Return a copy of every line in the records that includes the word "Tailwind".

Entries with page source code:

┄┄┄┄┄┄┄┄┄┄┄┄┄┄┄┄┄┄┄┄

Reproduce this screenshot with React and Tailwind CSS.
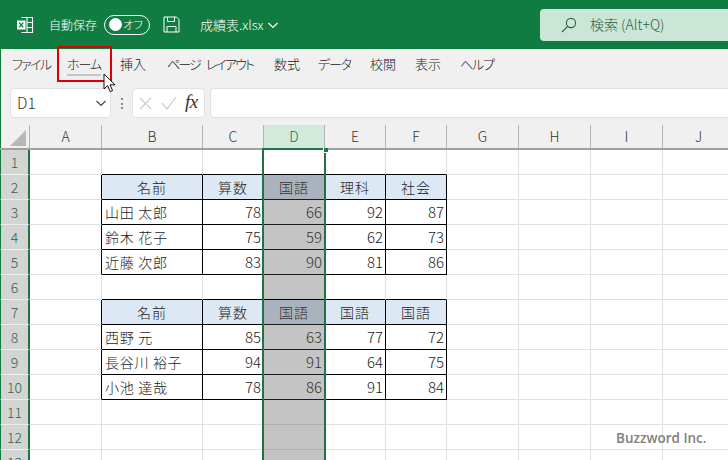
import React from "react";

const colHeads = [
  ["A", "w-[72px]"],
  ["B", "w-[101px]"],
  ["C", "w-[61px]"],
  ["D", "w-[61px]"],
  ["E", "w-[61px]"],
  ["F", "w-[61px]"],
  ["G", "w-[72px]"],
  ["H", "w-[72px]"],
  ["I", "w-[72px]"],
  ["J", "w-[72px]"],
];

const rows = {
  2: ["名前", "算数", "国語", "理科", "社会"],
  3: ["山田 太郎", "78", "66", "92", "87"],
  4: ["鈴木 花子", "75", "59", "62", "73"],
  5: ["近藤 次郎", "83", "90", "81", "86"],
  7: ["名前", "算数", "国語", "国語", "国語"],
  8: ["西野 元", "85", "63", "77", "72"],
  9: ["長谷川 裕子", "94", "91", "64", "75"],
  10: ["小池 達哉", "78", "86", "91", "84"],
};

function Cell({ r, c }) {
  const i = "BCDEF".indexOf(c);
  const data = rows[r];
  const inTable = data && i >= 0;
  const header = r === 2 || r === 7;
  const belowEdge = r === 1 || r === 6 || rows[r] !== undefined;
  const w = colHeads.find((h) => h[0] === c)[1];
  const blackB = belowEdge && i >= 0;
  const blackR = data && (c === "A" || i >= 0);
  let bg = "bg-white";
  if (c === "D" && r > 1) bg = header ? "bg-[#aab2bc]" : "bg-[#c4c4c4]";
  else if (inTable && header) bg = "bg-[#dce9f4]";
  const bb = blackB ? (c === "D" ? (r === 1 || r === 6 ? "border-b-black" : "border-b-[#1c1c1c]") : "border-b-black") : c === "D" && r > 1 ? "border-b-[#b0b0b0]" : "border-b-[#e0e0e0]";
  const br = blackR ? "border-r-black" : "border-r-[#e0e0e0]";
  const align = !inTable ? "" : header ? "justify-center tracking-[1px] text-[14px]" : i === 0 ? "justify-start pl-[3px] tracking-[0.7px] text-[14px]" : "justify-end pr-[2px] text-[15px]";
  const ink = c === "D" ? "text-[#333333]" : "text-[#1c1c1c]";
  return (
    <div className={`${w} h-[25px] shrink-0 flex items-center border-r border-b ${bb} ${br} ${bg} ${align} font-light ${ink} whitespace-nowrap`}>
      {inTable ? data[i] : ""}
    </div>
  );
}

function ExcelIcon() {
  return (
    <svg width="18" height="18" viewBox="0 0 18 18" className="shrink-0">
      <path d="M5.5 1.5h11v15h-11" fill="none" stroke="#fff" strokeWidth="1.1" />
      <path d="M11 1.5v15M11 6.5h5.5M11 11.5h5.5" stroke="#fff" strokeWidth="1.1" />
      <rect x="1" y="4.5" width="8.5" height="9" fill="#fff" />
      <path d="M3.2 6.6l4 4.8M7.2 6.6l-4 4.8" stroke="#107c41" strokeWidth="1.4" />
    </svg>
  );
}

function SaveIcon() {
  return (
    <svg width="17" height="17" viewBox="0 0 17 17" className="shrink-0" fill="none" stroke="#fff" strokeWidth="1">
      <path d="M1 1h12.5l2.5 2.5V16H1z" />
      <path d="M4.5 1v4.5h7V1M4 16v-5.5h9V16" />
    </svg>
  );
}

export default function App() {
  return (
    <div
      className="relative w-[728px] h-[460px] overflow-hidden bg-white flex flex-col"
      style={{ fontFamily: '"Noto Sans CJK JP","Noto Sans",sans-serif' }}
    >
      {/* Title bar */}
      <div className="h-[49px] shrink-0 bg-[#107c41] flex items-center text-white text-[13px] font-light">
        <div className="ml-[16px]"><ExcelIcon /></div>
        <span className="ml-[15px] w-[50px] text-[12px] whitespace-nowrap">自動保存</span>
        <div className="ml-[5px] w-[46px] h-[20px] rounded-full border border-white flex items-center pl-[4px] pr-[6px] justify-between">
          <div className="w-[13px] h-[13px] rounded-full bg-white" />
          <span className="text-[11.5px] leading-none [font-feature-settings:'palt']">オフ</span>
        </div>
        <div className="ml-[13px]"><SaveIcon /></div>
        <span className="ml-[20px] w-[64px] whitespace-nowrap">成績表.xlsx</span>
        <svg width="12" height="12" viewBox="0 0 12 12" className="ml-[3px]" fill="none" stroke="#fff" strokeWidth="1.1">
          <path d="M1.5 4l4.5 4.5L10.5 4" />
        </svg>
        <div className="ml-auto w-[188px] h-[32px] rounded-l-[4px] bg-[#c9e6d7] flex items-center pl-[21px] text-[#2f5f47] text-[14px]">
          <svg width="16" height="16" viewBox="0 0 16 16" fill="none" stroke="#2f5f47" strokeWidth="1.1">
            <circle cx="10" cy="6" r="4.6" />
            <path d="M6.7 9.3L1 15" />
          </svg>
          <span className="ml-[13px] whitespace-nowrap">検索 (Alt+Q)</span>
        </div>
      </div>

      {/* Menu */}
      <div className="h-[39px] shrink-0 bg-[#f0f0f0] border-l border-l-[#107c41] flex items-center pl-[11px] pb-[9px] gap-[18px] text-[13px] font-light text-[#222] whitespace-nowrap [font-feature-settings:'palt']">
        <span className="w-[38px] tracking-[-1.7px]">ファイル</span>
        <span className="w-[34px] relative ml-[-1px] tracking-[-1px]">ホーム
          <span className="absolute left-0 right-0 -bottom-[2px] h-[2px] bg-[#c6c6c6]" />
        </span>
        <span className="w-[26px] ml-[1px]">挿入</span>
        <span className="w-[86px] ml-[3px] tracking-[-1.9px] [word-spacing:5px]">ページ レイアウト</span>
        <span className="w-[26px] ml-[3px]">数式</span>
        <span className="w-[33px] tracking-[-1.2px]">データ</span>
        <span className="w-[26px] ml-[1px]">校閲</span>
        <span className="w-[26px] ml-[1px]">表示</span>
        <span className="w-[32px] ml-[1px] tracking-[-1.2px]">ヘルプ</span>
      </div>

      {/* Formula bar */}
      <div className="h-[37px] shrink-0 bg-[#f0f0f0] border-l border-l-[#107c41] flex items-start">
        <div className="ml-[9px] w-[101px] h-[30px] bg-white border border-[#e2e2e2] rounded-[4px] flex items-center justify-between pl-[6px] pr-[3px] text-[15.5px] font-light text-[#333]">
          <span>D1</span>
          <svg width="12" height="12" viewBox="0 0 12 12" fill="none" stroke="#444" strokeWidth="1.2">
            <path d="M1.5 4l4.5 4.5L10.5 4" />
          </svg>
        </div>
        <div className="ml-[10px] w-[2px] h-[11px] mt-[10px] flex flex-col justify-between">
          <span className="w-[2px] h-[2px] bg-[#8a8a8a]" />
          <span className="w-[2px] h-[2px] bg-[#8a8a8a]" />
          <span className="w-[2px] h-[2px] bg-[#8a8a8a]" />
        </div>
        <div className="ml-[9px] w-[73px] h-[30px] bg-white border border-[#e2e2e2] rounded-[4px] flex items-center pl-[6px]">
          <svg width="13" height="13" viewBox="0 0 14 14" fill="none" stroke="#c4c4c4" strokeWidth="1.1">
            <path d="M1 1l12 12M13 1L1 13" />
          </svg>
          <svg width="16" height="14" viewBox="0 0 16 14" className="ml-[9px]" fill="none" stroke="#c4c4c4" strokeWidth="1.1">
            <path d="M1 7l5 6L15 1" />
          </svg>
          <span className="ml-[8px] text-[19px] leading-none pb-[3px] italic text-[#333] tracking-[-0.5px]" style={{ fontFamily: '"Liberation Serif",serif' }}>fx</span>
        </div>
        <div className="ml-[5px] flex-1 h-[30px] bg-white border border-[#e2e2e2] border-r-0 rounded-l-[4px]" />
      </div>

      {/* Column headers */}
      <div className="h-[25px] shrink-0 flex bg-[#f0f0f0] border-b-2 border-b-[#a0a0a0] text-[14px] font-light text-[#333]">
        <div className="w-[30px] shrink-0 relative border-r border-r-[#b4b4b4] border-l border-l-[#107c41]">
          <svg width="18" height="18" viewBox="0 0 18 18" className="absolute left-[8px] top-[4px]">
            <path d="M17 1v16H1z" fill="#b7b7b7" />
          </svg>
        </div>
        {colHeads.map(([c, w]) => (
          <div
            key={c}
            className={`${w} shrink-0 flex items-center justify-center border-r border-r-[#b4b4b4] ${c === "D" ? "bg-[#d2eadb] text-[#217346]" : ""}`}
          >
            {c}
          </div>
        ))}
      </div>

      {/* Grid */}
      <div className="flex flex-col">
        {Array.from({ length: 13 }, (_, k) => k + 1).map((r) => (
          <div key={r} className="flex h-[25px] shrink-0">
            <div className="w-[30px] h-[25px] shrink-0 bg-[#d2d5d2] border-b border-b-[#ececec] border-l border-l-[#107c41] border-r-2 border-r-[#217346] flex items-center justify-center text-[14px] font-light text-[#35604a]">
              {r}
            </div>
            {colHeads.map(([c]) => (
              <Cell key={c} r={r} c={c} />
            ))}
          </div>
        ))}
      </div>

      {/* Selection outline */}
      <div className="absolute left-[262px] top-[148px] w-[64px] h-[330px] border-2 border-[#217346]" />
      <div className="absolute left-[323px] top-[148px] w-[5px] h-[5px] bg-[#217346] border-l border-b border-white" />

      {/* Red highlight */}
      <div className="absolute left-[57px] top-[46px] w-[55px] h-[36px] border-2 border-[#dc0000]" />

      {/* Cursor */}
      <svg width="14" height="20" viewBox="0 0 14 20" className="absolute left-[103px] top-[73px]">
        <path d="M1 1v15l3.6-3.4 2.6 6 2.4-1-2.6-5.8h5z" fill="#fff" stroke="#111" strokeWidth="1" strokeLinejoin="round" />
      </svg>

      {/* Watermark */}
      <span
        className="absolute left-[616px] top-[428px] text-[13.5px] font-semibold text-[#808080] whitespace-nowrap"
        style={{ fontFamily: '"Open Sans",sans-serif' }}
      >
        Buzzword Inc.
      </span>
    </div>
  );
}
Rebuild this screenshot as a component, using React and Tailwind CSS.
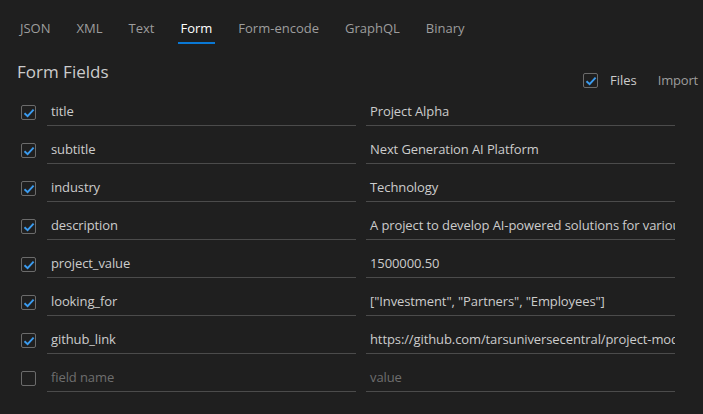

┄┄┄┄┄┄┄┄┄┄┄┄┄┄┄┄┄┄┄┄

Full response:
Reproduce this screenshot with React and Tailwind CSS.
Rebuild this screenshot as a component, using React and Tailwind CSS.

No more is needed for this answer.